It’s only relatively recently that we’ve seen a proliferation in music programs at the college and university level. Up until about 50 years ago, an aspiring musician would have had limited choices of where and what to study after high school. The conservatory model was prevalent, and in some places it still is.
We will talk more about the conservatory approach below, but for now, keep in mind that college and university music programs used to be very limited compared to what we have today. This is a good thing because you now have more choice, but more choice also makes for a more difficult decision. Before applying to any schools, it’s important to prepare yourself by doing research on the programs.
This means studying the college bulletin (list of courses), teaching faculty, program philosophy, and of course the costs for any place you are considering. All of this info can be found easily online, usually on the college’s website. The Barron’s Profiles of American Colleges can also be helpful as you conduct your search for music schools and become better informed, as can our schools pages.
It’s worth noting that many schools and colleges view music programs, and especially music industry programs, as an important growth area. As the music industry has grown and matured, colleges have followed suit by designing and implementing curricula to meet the need for training.
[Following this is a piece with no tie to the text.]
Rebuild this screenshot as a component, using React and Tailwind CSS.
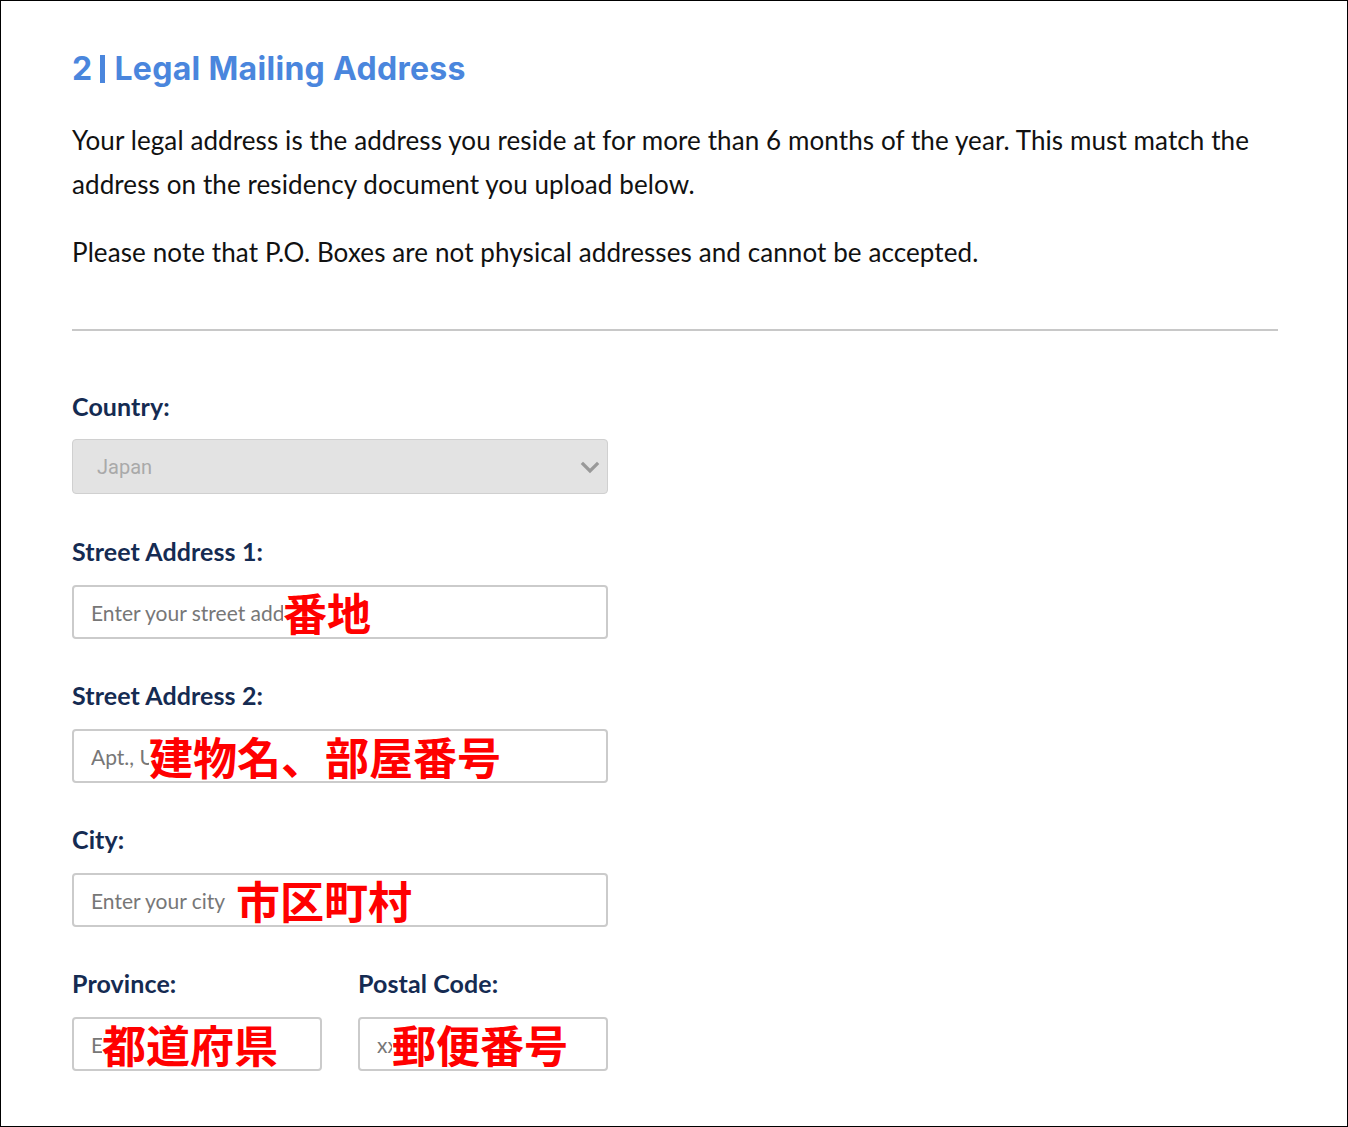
import React from "react";

const lato = { fontFamily: "Lato, 'Noto Sans', sans-serif" };

function Label({ children }) {
  return (
    <div className="text-[25px] font-bold leading-[28px] tracking-[0.1px] text-[#152b52]" style={lato}>
      {children}
    </div>
  );
}

function Overlay({ left, children }) {
  return (
    <span
      className="absolute top-1/2 -translate-y-1/2 bg-white text-[44px] font-bold leading-[48px] text-[#ff0000]"
      style={{ left, fontFamily: "'Noto Sans CJK JP', sans-serif" }}
    >
      {children}
    </span>
  );
}

function TextInput({ placeholder, overlay, overlayLeft, widthClass = "w-[536px]" }) {
  return (
    <div className={`relative ${widthClass} h-[54px]`}>
      <input
        type="text"
        placeholder={placeholder}
        className="box-border h-full w-full rounded-[4px] border-2 border-[#cbcbcb] bg-white px-[17px] text-[21px] text-[#333] outline-none placeholder:text-[#777]"
        style={lato}
      />
      {overlay && <Overlay left={overlayLeft}>{overlay}</Overlay>}
    </div>
  );
}

export default function App() {
  return (
    <div className="box-border h-[1127px] w-[1348px] border border-black bg-white">
      <div className="pl-[71px] pr-[69px] pt-[48px]">
        <h2
          className="text-[32px] font-bold leading-[40px] tracking-[0.3px] text-[#4a86dd]"
          style={{ fontFamily: "Inter, 'Open Sans', sans-serif" }}
        >
          2<span className="ml-[8px] mr-[9px] inline-block h-[28px] w-[5px] translate-y-[3px] bg-[#4a86dd] align-baseline" />Legal Mailing Address
        </h2>
        <div className="mt-[29px] text-[26px] leading-[44px] tracking-[0.1px] text-[#111]" style={lato}>
          <p>
            Your legal address is the address you reside at for more than 6 months of the year. This must match the
            address on the residency document you upload below.
          </p>
          <p className="mt-[24px]">Please note that P.O. Boxes are not physical addresses and cannot be accepted.</p>
        </div>
        <div className="mt-[55px] h-[2px] w-[1206px] bg-[#c8c8c8]" />

        <div className="mt-[61px]">
          <Label>Country:</Label>
          <div className="mt-[19px] box-border flex h-[55px] w-[536px] items-center justify-between rounded-[4px] border border-[#d0d0d0] bg-[#e3e3e3] pl-[24px] pr-[6px]">
            <span className="text-[20px] text-[#a9a9a9]" style={{ fontFamily: "Roboto, sans-serif" }}>
              Japan
            </span>
            <svg width="22" height="22" viewBox="0 0 22 22" fill="none">
              <path d="M4 8 L11 15 L18 8" stroke="#999" strokeWidth="3.2" strokeLinecap="square" strokeLinejoin="miter" />
            </svg>
          </div>
        </div>

        <div className="mt-[43px]">
          <Label>Street Address 1:</Label>
          <div className="mt-[20px]">
            <TextInput placeholder="Enter your street address" overlay="番地" overlayLeft="211px" />
          </div>
        </div>

        <div className="mt-[42px]">
          <Label>Street Address 2:</Label>
          <div className="mt-[20px]">
            <TextInput placeholder="Apt., Unit, Suite, etc." overlay="建物名、部屋番号" overlayLeft="77px" />
          </div>
        </div>

        <div className="mt-[42px]">
          <Label>City:</Label>
          <div className="mt-[20px]">
            <TextInput placeholder="Enter your city" overlay="市区町村" overlayLeft="164px" />
          </div>
        </div>

        <div className="mt-[42px] flex gap-[36px]">
          <div>
            <Label>Province:</Label>
            <div className="mt-[20px]">
              <TextInput
                placeholder="Enter your province"
                overlay="都道府県"
                overlayLeft="30px"
                widthClass="w-[250px]"
              />
            </div>
          </div>
          <div>
            <Label>Postal Code:</Label>
            <div className="mt-[20px]">
              <TextInput placeholder="xxx-xxxx" overlay="郵便番号" overlayLeft="34px" widthClass="w-[250px]" />
            </div>
          </div>
        </div>
      </div>
    </div>
  );
}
The training for entering the music field extends well beyond the more traditional performance and composition courses, and may include everything from electronic music production, songwriting, and music business/management, to highly specialized courses in areas such as composing for video games or music therapy. The list of subjects can be daunting and the industry roles in today’s music field seem almost endless.
Would you choose to study West African drumming, songwriting, and stage performance, or would you rather focus on entrepreneurship and music marketing? You might want to do it all, or perhaps you prefer to focus on some very narrow specialized niche. The choice will ultimately depend on where your interests lie, and where you see yourself fitting into the future music industry.
It can seem overwhelming to have so much choice, and yet when it comes time to choose your major you will be forced into making decisions you might not feel quite ready to make. My advice is to relax because gaining knowledge in anything is never a waste of your time. Over time, the industry will change, and so will you. It’s important to have a plan, but having a plan doesn’t guarantee that things will unfold as planned.
Most people end up straying from their intended path, finding themselves later in situations they hadn’t counted on or even considered. Since this is the norm, you should embrace uncertainty about the future, and think about what you can do right now and in the near future. Choosing a major is a great opportunity to do all this in a semi-formalized way. You will be learning about the opportunities that exist, and about yourself.